Cuando te diagnostican cáncer de mama o a alguien a quién amas, pareciera que el tiempo se detiene, se colapsa y se siente como si ya no quedara más arena en el reloj. Pareciera que poco a poco la primavera se convierte en otoño y todo lo que florecía comienza a marchitarse.

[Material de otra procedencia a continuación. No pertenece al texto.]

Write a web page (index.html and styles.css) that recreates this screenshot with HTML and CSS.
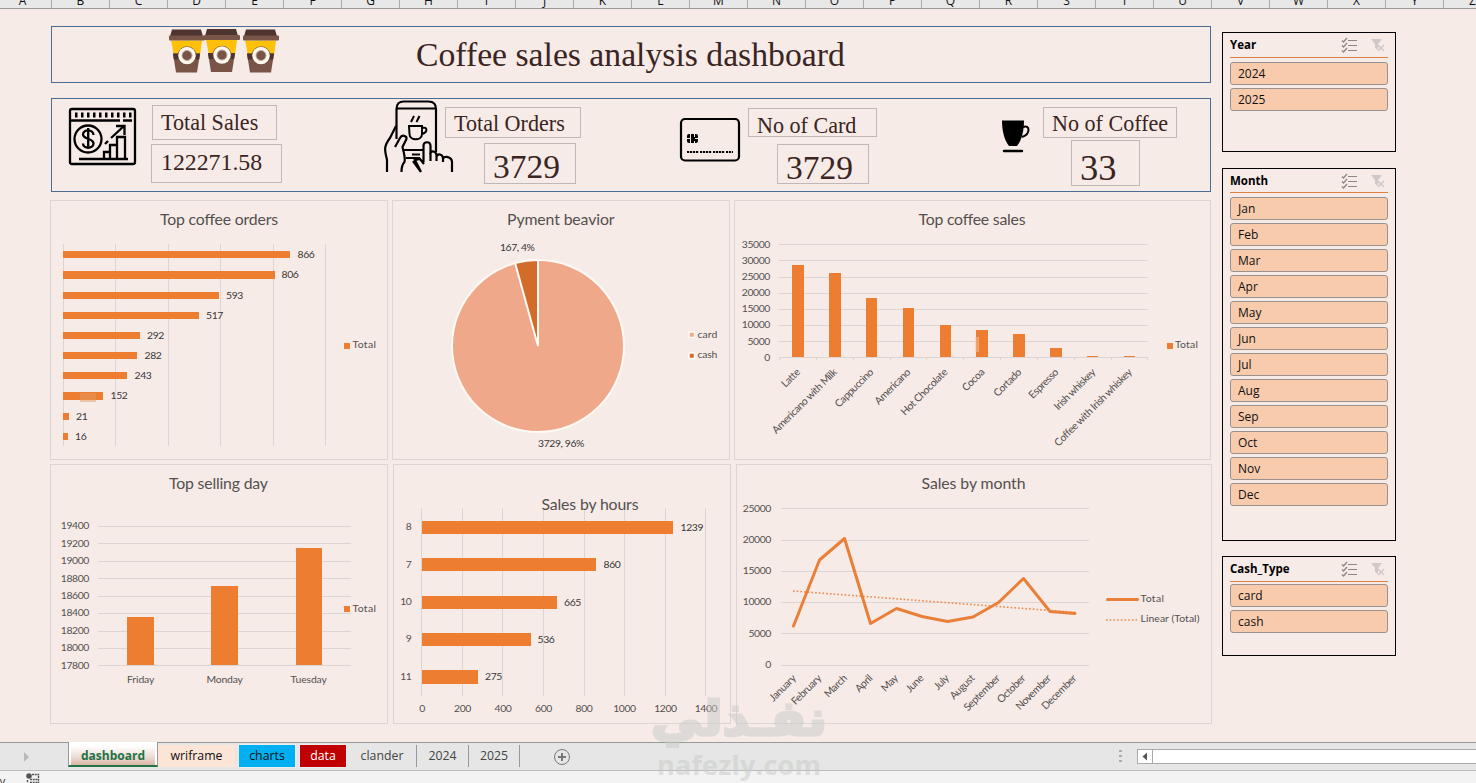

El cáncer a veces ataca un árbol familiar, penetra como una plaga desde lo más profundo de la raíz, nos vamos secando y al más ínfimo contacto nos quebramos. Hay días en que el viento nos golpea impetuosamente y por más que nos aferramos a la vida, nos caemos. Es muy duro aguantar, pero es mucho más complejo soltar; dejar atrás todas las partes de nosotros que ya nunca más volverán a ser como antes. Cuando el cáncer de mama nos ataca, zarandea el nido y todo lo desprende. El otoño se enraíza y el tiempo se torna devastador e implacable. El miedo y la zozobra afloran, y es muy difícil mantener el corazón en el pecho en medio de tantas heridas abiertas. La cura es larga, dolorosa y en muchas ocasiones desoladora.
Algunas raíces inevitablemente mueren, mientras que otras poco a poco se regeneran. Las heridas van sanando y se convierten en cicatrices que con el tiempo florecen. Se llenan de nuevos brotes; de nuevas hojas e historias que contar…
Por eso sigo alzando la voz en honor a mi mamá, enalteciendo su valor y celebrando su vida. Contando nuestra historia, abriendo nuestras ramas y compartiendo nuestro testimonio, porque así es como las flores y los frutos superamos al otoño.